The Americans with Disabilities Act; Section 504 of the Rehabilitation Act of 1973, as amended; and the Individuals with Disabilities Education Act articulate the policy that individuals with disabilities are entitled to equal access to education. Successful implementation of this policy cannot occur, however, without clear, specific, and practical standards and procedures designed to address accessibility needs. At present no specific law to support ready access to higher education textbooks for blind students exists.
By contrast, publishers of elementary and secondary school textbooks must produce electronic editions prepared in an accessible, nonvisual format that meets a federally prescribed national standard. This requirement is part of the Individuals with Disabilities Education Improvement Act, Public Law 108-446, signed by President Bush in December 2004. Under this new law the U.S. Department of Education has issued a National Instructional Materials Accessibility Standard. Publishers must prepare electronic editions of textbooks sold to elementary and secondary schools in accordance with this national standard. The publishers meet their responsibilities by placing one electronic copy of each edition of a textbook in a national access center managed by the American Printing House for the Blind. This approach offers a model for similar procedures that could also be applied in higher education.
Preparation of textbooks in an accessible, nonvisual format is an achievable and reasonable expectation because of changing methods of textbook publishing. In fact, though printed editions remain essentially the norm, electronic editions of higher education texts and supplemental materials are becoming far more common. This trend toward using computers to access books will inevitably continue and expand over time. However, no standards for nonvisual use exist for books prepared in print or electronic formats. Therefore higher education institutions and taxpayer-funded programs continue to struggle with the burden of providing blind students with the assistance and support needed to achieve access.

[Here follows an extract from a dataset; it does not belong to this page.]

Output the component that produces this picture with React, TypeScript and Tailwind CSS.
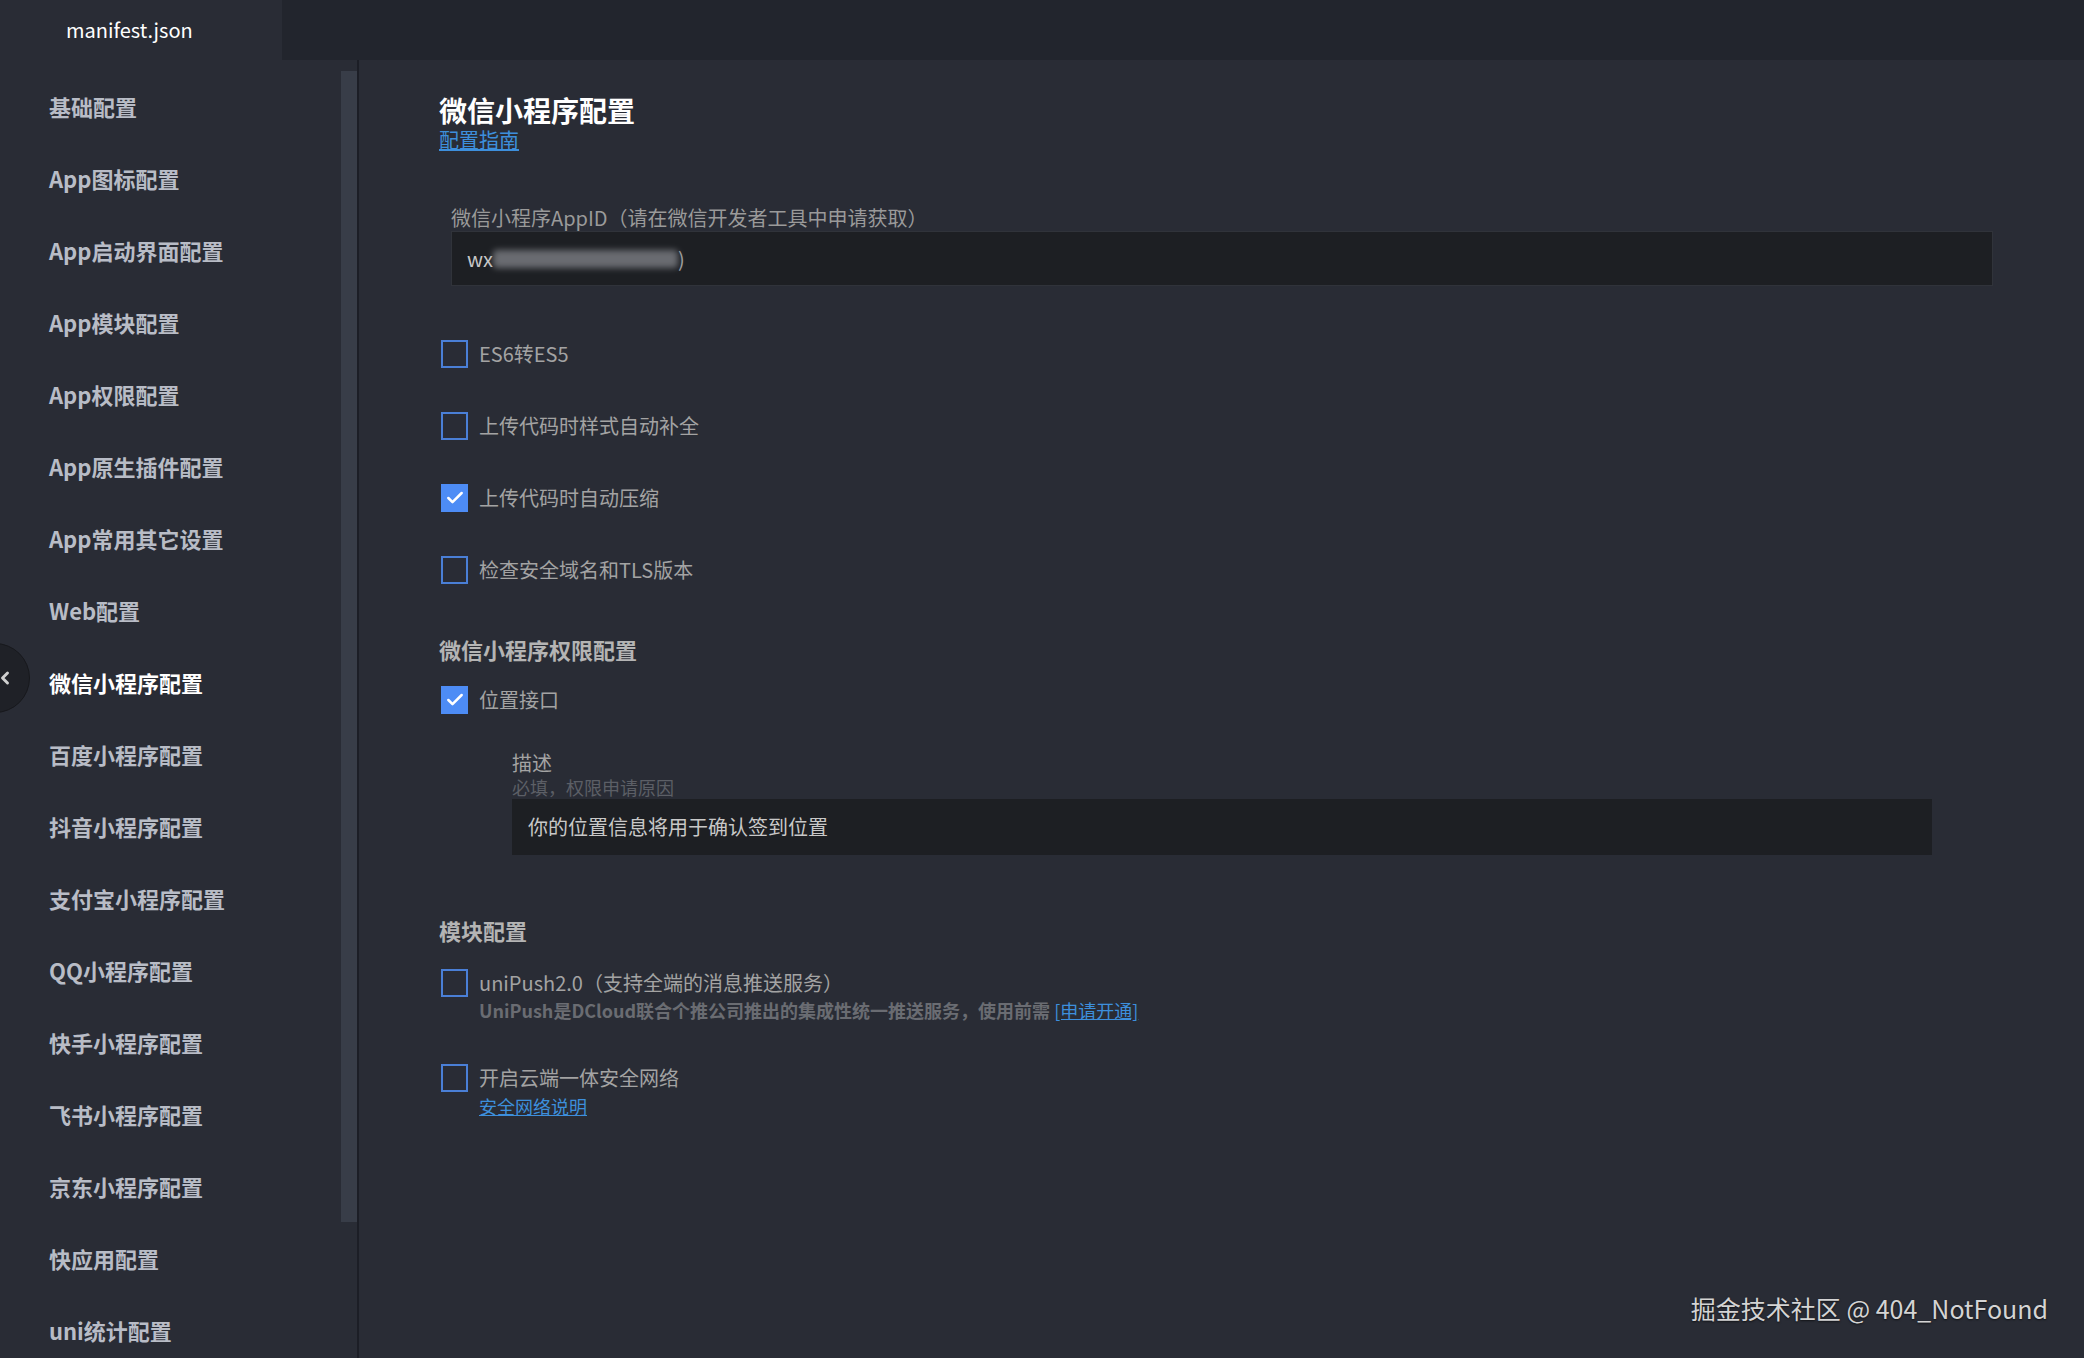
import { Check, ChevronLeft } from 'lucide-react';

const menu = [
  '基础配置',
  'App图标配置',
  'App启动界面配置',
  'App模块配置',
  'App权限配置',
  'App原生插件配置',
  'App常用其它设置',
  'Web配置',
  '微信小程序配置',
  '百度小程序配置',
  '抖音小程序配置',
  '支付宝小程序配置',
  'QQ小程序配置',
  '快手小程序配置',
  '飞书小程序配置',
  '京东小程序配置',
  '快应用配置',
  'uni统计配置',
];

function Box({ checked }: { checked?: boolean }) {
  return checked ? (
    <div className="w-[27px] h-[28px] shrink-0 bg-[#4d8cf5] flex items-center justify-center">
      <Check className="w-[20px] h-[20px] text-white" strokeWidth={3} />
    </div>
  ) : (
    <div className="w-[27px] h-[28px] shrink-0 border-2 border-[#4a7fd6]" />
  );
}

function Row({ label, checked }: { label: string; checked?: boolean }) {
  return (
    <div className="h-[72px] flex items-center gap-[11px] pl-[2px]">
      <Box checked={checked} />
      <span className="text-[20px] text-[#a3a3a3]">{label}</span>
    </div>
  );
}

export default function App() {
  return (
    <div
      className="w-[2084px] h-[1358px] bg-[#292c35] flex flex-col overflow-hidden relative"
      style={{ fontFamily: '"Noto Sans CJK SC", "Noto Sans", sans-serif' }}
    >
      {/* tab bar */}
      <div className="h-[60px] bg-[#22252d] flex shrink-0">
        <div className="w-[282px] bg-[#292c35] flex items-center pl-[66px] text-[20px] text-white">
          manifest.json
        </div>
      </div>

      <div className="flex flex-1 min-h-0">
        {/* sidebar */}
        <div className="w-[341px] pt-[10px] flex flex-col">
          {menu.map((m) => (
            <div
              key={m}
              className={
                m === '微信小程序配置'
                  ? 'h-[72px] shrink-0 flex items-center pl-[49px] text-[22px] font-bold text-white'
                  : 'h-[72px] shrink-0 flex items-center pl-[49px] text-[22px] font-bold text-[#b8bcc6]'
              }
            >
              {m}
            </div>
          ))}
        </div>
        <div className="w-[16px] pt-[11px]">
          <div className="h-[1151px] bg-[#383d48]" />
        </div>
        <div className="w-[2px] bg-[#1c1e26]" />

        {/* main */}
        <div className="flex-1 pl-[80px] pt-[34px] flex flex-col">
          <div className="text-[28px] leading-[32px] font-bold text-white">微信小程序配置</div>
          <a className="mt-[1px] text-[20px] leading-[26px] text-[#3d8fdc] underline w-fit">配置指南</a>

          <div className="ml-[12px] mt-[52px] text-[20px] leading-[26px] text-[#9a9a9a]">
            微信小程序AppID（请在微信开发者工具中申请获取）
          </div>
          <div className="ml-[12px] w-[1542px] h-[55px] bg-[#1d1f23] border border-[#30333a] flex items-center pl-[15px] text-[20px] text-[#c8c8c8]">
            wx
            <span className="inline-block w-[185px] h-[18px] bg-[#8a8c92] blur-[3px] opacity-70 rounded-sm" />
            <span className="text-[#a0a0a0]">)</span>
          </div>

          <div className="mt-[32px]">
            <Row label="ES6转ES5" />
            <Row label="上传代码时样式自动补全" />
            <Row label="上传代码时自动压缩" checked />
            <Row label="检查安全域名和TLS版本" />
          </div>

          <div className="mt-[28px] text-[22px] leading-[30px] font-bold text-[#b4b4b4]">微信小程序权限配置</div>
          <div className="mt-[16px] h-[40px] flex items-center gap-[11px] pl-[2px]">
            <Box checked />
            <span className="text-[20px] text-[#a3a3a3]">位置接口</span>
          </div>

          <div className="ml-[73px] mt-[30px] flex flex-col">
            <div className="text-[20px] leading-[26px] text-[#a3a3a3]">描述</div>
            <div className="text-[18px] leading-[22px] text-[#5c5f66]">必填，权限申请原因</div>
            <div className="mt-[1px] w-[1420px] h-[56px] bg-[#1d1f23] flex items-center pl-[16px] text-[20px] text-[#c8c8c8]">
              你的位置信息将用于确认签到位置
            </div>
          </div>

          <div className="mt-[60px] text-[22px] leading-[30px] font-bold text-[#b4b4b4]">模块配置</div>

          <div className="mt-[24px] h-[28px] flex items-center gap-[11px] pl-[2px]">
            <Box />
            <span className="text-[20px] text-[#a3a3a3]">uniPush2.0（支持全端的消息推送服务）</span>
          </div>
          <div className="mt-[1px] pl-[40px] text-[18px] leading-[24px] font-bold text-[#6a6c72]">
            UniPush是DCloud联合个推公司推出的集成性统一推送服务，使用前需{' '}
            <a className="font-normal text-[#3d8fdc] underline">[申请开通]</a>
          </div>

          <div className="mt-[42px] h-[28px] flex items-center gap-[11px] pl-[2px]">
            <Box />
            <span className="text-[20px] text-[#a3a3a3]">开启云端一体安全网络</span>
          </div>
          <a className="mt-[2px] ml-[40px] text-[18px] leading-[24px] text-[#3d8fdc] underline w-fit">安全网络说明</a>
        </div>
      </div>

      {/* collapse button */}
      <div className="absolute left-[-40px] top-[643px] w-[70px] h-[70px] rounded-full bg-[#1f2127] border border-[#17181c] flex items-center justify-end pr-[14px]">
        <ChevronLeft className="w-[20px] h-[20px] text-[#d0d0d0]" strokeWidth={3.5} />
      </div>

      {/* watermark */}
      <div className="absolute right-[36px] bottom-[31px] text-[25px] text-[#d4d4d4] [text-shadow:0_1px_2px_rgba(0,0,0,0.6)]">
        掘金技术社区 @ 404_NotFound
      </div>
    </div>
  );
}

With appropriate technology now available, publishers can produce textbooks in accordance with a national access standard but lack any incentive to do so. Recognizing this, eight states--Arkansas, California, Kentucky, Michigan, New Mexico, New York, Nevada, and Washington--have enacted laws requiring nonvisual access to college texts, with other states actively considering similar legislation. These state laws offer an important first step toward access, but impose an array of conflicting and inconsistent obligations on publishers. This patchwork of requirements underscores the need for legislation to establish a national standard.
Congress should enact the Higher Education Textbook Access Act. This legislation will assure that blind college students and instructors have access to instructional texts comparable to that available to blind elementary and secondary school students.